The update comment mentions PCI "enhancements", or something like that. Too bad they couldn't be more specific. Although, it was a bit of a shock when I booted up after BIOS update and found my older PCIe "boot" HDD being used to boot from. It took me a few moments to realize the change when I saw a bunch of OS boot-up error messages (things had changed quite a bit from the old OS/MB to the newer OS/MB). At first I couldn't believe my eyes, but when I saw the OS boot version I knew that the system had booted from the HDD that the original MS-7C35 MB refused to boot from, much less see as a bootable device. WOW! Now I have to reconsider how to use my plethora of HDDs (internal and external).

BIOS update gotcha: the ENTIRE BIOS update ZIP file needs to be extracted to the USB drive. Having just the BIOS update file alone on the drive doesn't work. This, obviously, creates a new directory which apparently is what the MSI M-FLASH process is looking for. THEN you can select down to the actual BIOS file. I am so used to moving just the extracted file(s) of interest that I never considered doing the complete extract to the USB drive. Unfortunately, the MB manual does not make this clear.
 
Lack of documentation for motherboard hardware is not a surprise. That seems to be a thing with hardware makers, they unilaterally provide sketchy at best information about revisions and changes.

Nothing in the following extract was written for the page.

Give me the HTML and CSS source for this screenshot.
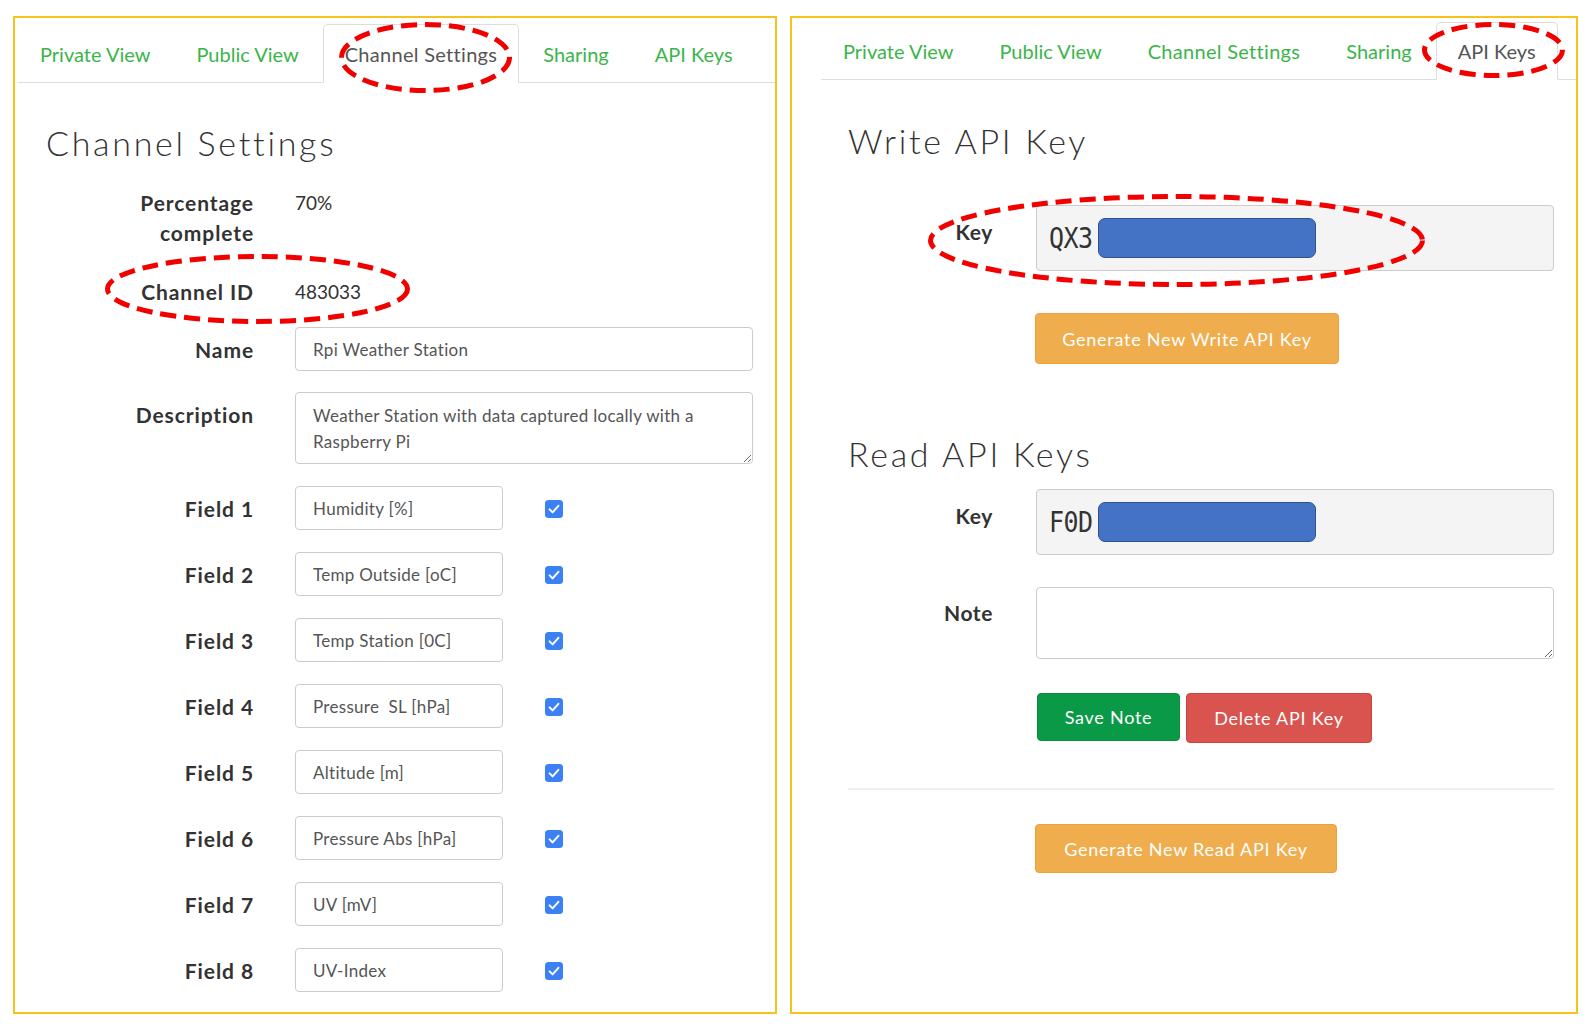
FILE: index.html
```html
<!DOCTYPE html>
<html lang="en">
<head>
<meta charset="utf-8">
<title>Channel Settings / API Keys</title>
<link rel="stylesheet" href="styles.css">
</head>
<body>
<div class="page">
  <section class="panel panel-left">
    <ul class="tabs">
      <li class="tab">Private View</li>
      <li class="tab">Public View</li>
      <li class="tab tab-wide active">Channel Settings</li>
      <li class="tab">Sharing</li>
      <li class="tab">API Keys</li>
    </ul>
    <h2 class="title">Channel Settings</h2>
    <div class="form">
      <div class="row row-pct"><div class="label">Percentage<br>complete</div><div class="value">70%</div></div>
      <div class="row row-cid"><div class="label">Channel ID</div><div class="value">483033</div></div>
      <div class="row row-name"><div class="label label-in">Name</div><input class="input input-wide" value="Rpi Weather Station"></div>
      <div class="row row-desc"><div class="label label-in">Description</div><textarea class="input textarea">Weather Station with data captured locally with a Raspberry Pi</textarea></div>
      <div class="row row-field"><div class="label label-in">Field 1</div><div class="field-ctl"><input class="input input-field" value="Humidity [%]"><span class="check"><svg width="18" height="18" viewBox="0 0 18 18"><rect width="18" height="18" rx="3.5" fill="#3b80f5"/><path d="M4.6 9.4 L7.6 12.4 L13.4 5.8" fill="none" stroke="#fff" stroke-width="2" stroke-linecap="round" stroke-linejoin="round"/></svg></span></div></div>
      <div class="row row-field"><div class="label label-in">Field 2</div><div class="field-ctl"><input class="input input-field" value="Temp Outside [oC]"><span class="check"><svg width="18" height="18" viewBox="0 0 18 18"><rect width="18" height="18" rx="3.5" fill="#3b80f5"/><path d="M4.6 9.4 L7.6 12.4 L13.4 5.8" fill="none" stroke="#fff" stroke-width="2" stroke-linecap="round" stroke-linejoin="round"/></svg></span></div></div>
      <div class="row row-field"><div class="label label-in">Field 3</div><div class="field-ctl"><input class="input input-field" value="Temp Station [0C]"><span class="check"><svg width="18" height="18" viewBox="0 0 18 18"><rect width="18" height="18" rx="3.5" fill="#3b80f5"/><path d="M4.6 9.4 L7.6 12.4 L13.4 5.8" fill="none" stroke="#fff" stroke-width="2" stroke-linecap="round" stroke-linejoin="round"/></svg></span></div></div>
      <div class="row row-field"><div class="label label-in">Field 4</div><div class="field-ctl"><input class="input input-field" value="Pressure  SL [hPa]"><span class="check"><svg width="18" height="18" viewBox="0 0 18 18"><rect width="18" height="18" rx="3.5" fill="#3b80f5"/><path d="M4.6 9.4 L7.6 12.4 L13.4 5.8" fill="none" stroke="#fff" stroke-width="2" stroke-linecap="round" stroke-linejoin="round"/></svg></span></div></div>
      <div class="row row-field"><div class="label label-in">Field 5</div><div class="field-ctl"><input class="input input-field" value="Altitude [m]"><span class="check"><svg width="18" height="18" viewBox="0 0 18 18"><rect width="18" height="18" rx="3.5" fill="#3b80f5"/><path d="M4.6 9.4 L7.6 12.4 L13.4 5.8" fill="none" stroke="#fff" stroke-width="2" stroke-linecap="round" stroke-linejoin="round"/></svg></span></div></div>
      <div class="row row-field"><div class="label label-in">Field 6</div><div class="field-ctl"><input class="input input-field" value="Pressure Abs [hPa]"><span class="check"><svg width="18" height="18" viewBox="0 0 18 18"><rect width="18" height="18" rx="3.5" fill="#3b80f5"/><path d="M4.6 9.4 L7.6 12.4 L13.4 5.8" fill="none" stroke="#fff" stroke-width="2" stroke-linecap="round" stroke-linejoin="round"/></svg></span></div></div>
      <div class="row row-field"><div class="label label-in">Field 7</div><div class="field-ctl"><input class="input input-field" value="UV [mV]"><span class="check"><svg width="18" height="18" viewBox="0 0 18 18"><rect width="18" height="18" rx="3.5" fill="#3b80f5"/><path d="M4.6 9.4 L7.6 12.4 L13.4 5.8" fill="none" stroke="#fff" stroke-width="2" stroke-linecap="round" stroke-linejoin="round"/></svg></span></div></div>
      <div class="row row-field"><div class="label label-in">Field 8</div><div class="field-ctl"><input class="input input-field" value="UV-Index"><span class="check"><svg width="18" height="18" viewBox="0 0 18 18"><rect width="18" height="18" rx="3.5" fill="#3b80f5"/><path d="M4.6 9.4 L7.6 12.4 L13.4 5.8" fill="none" stroke="#fff" stroke-width="2" stroke-linecap="round" stroke-linejoin="round"/></svg></span></div></div>
    </div>
    <svg class="mark mark-tab-left" width="173" height="71" viewBox="0 0 173 71"><ellipse cx="86.5" cy="35.5" rx="84" ry="33" fill="none" stroke="#f20000" stroke-width="5" stroke-dasharray="16 8"/></svg>
    <svg class="mark mark-cid" width="305" height="70" viewBox="0 0 305 70"><ellipse cx="152.5" cy="35" rx="150" ry="32.5" fill="none" stroke="#f20000" stroke-width="5" stroke-dasharray="16 8"/></svg>
  </section>

  <section class="panel panel-right">
    <ul class="tabs">
      <li class="tab">Private View</li>
      <li class="tab">Public View</li>
      <li class="tab tab-wide">Channel Settings</li>
      <li class="tab">Sharing</li>
      <li class="tab active">API Keys</li>
    </ul>
    <h2 class="title">Write API Key</h2>
    <div class="kform">
      <div class="krow krow-write"><div class="klabel">Key</div><div class="keybox"><span class="keytext">QX3</span><span class="redact"></span></div></div>
      <div class="btnrow btnrow-write"><button class="btn btn-warning">Generate New Write API Key</button></div>
    </div>
    <h2 class="title title-read">Read API Keys</h2>
    <div class="kform">
      <div class="krow krow-read"><div class="klabel">Key</div><div class="keybox"><span class="keytext">F0D</span><span class="redact"></span></div></div>
      <div class="krow krow-note"><div class="klabel klabel-note">Note</div><textarea class="input note"></textarea></div>
      <div class="btnrow btnrow-note"><button class="btn btn-success">Save Note</button><button class="btn btn-danger">Delete API Key</button></div>
    </div>
    <hr class="divider">
    <div class="kform">
      <div class="btnrow btnrow-read"><button class="btn btn-warning btn-read">Generate New Read API Key</button></div>
    </div>
    <svg class="mark mark-tab-right" width="143" height="56" viewBox="0 0 143 56"><ellipse cx="71.5" cy="28" rx="69" ry="25.5" fill="none" stroke="#f20000" stroke-width="5" stroke-dasharray="16 8"/></svg>
    <svg class="mark mark-key" width="497" height="93" viewBox="0 0 497 93"><ellipse cx="248.5" cy="46.5" rx="246" ry="44" fill="none" stroke="#f20000" stroke-width="5" stroke-dasharray="16 8"/></svg>
  </section>
</div>
</body>
</html>
```
FILE: styles.css
```css
* { box-sizing: border-box; }
html, body { margin: 0; padding: 0; background: #fff; }
body { font-family: Lato, "Noto Sans", sans-serif; color: #333; }

.page {
  display: flex;
  gap: 13px;
  padding: 16px 0 0 13px;
}

.panel {
  position: relative;
  height: 998px;
  border: 2px solid #f8c21c;
}
.panel-left { width: 764px; }
.panel-right { width: 788px; }

/* tabs */
.tabs {
  list-style: none;
  margin: 0;
  padding: 0;
  display: flex;
  border-bottom: 1px solid #ddd;
}
.panel-left .tabs { margin: 6px 0 0 3px; height: 59px; }
.panel-right .tabs { margin: 4px 0 0 29px; height: 58px; }

.tab {
  height: calc(100% + 1px);
  margin-bottom: -1px;
  margin-right: 2px;
  padding: 0 21px;
  border: 1px solid transparent;
  border-radius: 5px 5px 0 0;
  display: flex;
  align-items: center;
  font-size: 20px;
  color: #3bb54a;
  white-space: nowrap;
}
.tab-wide { letter-spacing: 0.3px; }
.tab.active {
  color: #555;
  background: #fff;
  border-color: #ddd #ddd transparent #ddd;
}

/* headings */
.title {
  margin: 0;
  font-weight: 300;
  font-size: 34px;
  line-height: 40px;
  color: #333;
  letter-spacing: 2.7px;
}
.panel-left .title { margin: 40px 0 0 31px; }
.panel-right .title { margin: 41px 0 0 56px; }
.panel-right .title-read { margin-top: 70px; }

/* left form */
.row {
  display: grid;
  grid-template-columns: 239px 458px;
  column-gap: 41px;
  align-items: start;
}
.label {
  text-align: right;
  font-weight: 700;
  font-size: 21px;
  line-height: 30px;
  letter-spacing: 0.9px;
  color: #333;
}
.label-in { padding-top: 8px; }
.value {
  font-size: 19px;
  line-height: 30px;
  color: #333;
}
.row-pct { margin-top: 25px; }
.row-cid { margin-top: 29px; }
.row-name { margin-top: 20px; }
.row-desc { margin-top: 21px; }
.row-field { margin-top: 22px; }

.input {
  display: block;
  font-family: Lato, "Noto Sans", sans-serif;
  font-size: 17px;
  letter-spacing: 0.3px;
  color: #555;
  background: #fff;
  border: 1px solid #ccc;
  border-radius: 4px;
  padding: 0 17px;
  outline: none;
  margin: 0;
}
.input-wide { width: 458px; height: 44px; }
.textarea {
  width: 458px;
  height: 72px;
  padding-top: 10px;
  line-height: 26px;
  resize: both;
}
.field-ctl {
  display: flex;
  align-items: center;
  gap: 42px;
}
.input-field { width: 208px; height: 44px; }
.check { display: flex; margin-top: 1px; }

/* right form */
.krow {
  display: grid;
  grid-template-columns: 201px 518px;
  column-gap: 43px;
  align-items: start;
}
.klabel {
  text-align: right;
  font-weight: 700;
  font-size: 21px;
  line-height: 30px;
  letter-spacing: 0.6px;
  padding-top: 12px;
  color: #333;
}
.klabel-note { padding-top: 11px; }
.krow-write { margin-top: 44px; }
.krow-read { margin-top: 15px; }
.krow-note { margin-top: 32px; }

.keybox {
  height: 66px;
  background: #f4f4f4;
  border: 1px solid #ccc;
  border-radius: 4px;
  display: flex;
  align-items: center;
  padding-left: 12px;
}
.keytext {
  display: inline-block;
  font-family: "DejaVu Sans Mono", "Liberation Mono", monospace;
  font-size: 25px;
  color: #333;
  letter-spacing: -0.5px;
  transform: scaleY(1.14);
}
.redact {
  display: block;
  width: 218px;
  height: 40px;
  margin-left: 5px;
  background: #4472c4;
  border: 1.5px solid #2f528f;
  border-radius: 7px;
}
.note {
  width: 518px;
  height: 72px;
}

.btnrow {
  display: flex;
  gap: 6px;
  padding-left: 243px;
}
.btnrow-write { margin-top: 42px; }
.btnrow-note { margin-top: 34px; padding-left: 245px; }
.btnrow-read { margin-top: 34px; }

.btn {
  font-family: Lato, "Noto Sans", sans-serif;
  font-size: 18px;
  letter-spacing: 0.75px;
  color: #fff;
  border: 1px solid transparent;
  border-radius: 4px;
  padding: 0;
  margin: 0;
  cursor: pointer;
}
.btn-warning {
  width: 304px;
  height: 51px;
  background: #f0ad4e;
  border-color: #eea236;
}
.btn-read { width: 302px; height: 49px; }
.btn-success {
  width: 143px;
  height: 48px;
  background: #0a9a47;
  border-color: #098c40;
}
.btn-danger {
  width: 186px;
  height: 50px;
  background: #d9534f;
  border-color: #d43f3a;
}

.divider {
  margin: 45px 0 0 56px;
  width: 706px;
  border: 0;
  border-top: 2px solid #eee;
  height: 0;
}

/* annotation marks */
.mark { position: absolute; pointer-events: none; }
.mark-tab-left { left: 324px; top: 4px; }
.mark-cid { left: 90px; top: 236px; }
.mark-tab-right { left: 630px; top: 4px; }
.mark-key { left: 136px; top: 176px; }
```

In any case that's a pretty huge thing to blow off in terms of support. These days NVMe drives that plug into a PCIe port are not uncommon. Did they forget about those? Well, at least they fixed it.
 
It would be nice if ALL MB manufacturers would start including a list of "bootable device types" (not necesarily explict devices) in their MB manual so it would be easier and more reliable to determine the funcationality of a given MB. Hopefully such an inclusion would make clear that PCIe "devices" are "bootable" as well as other device types. If you want me to buy something, then the better the documentation is, the greater the possibliity is that I might buy whatever (and vice versa, of course).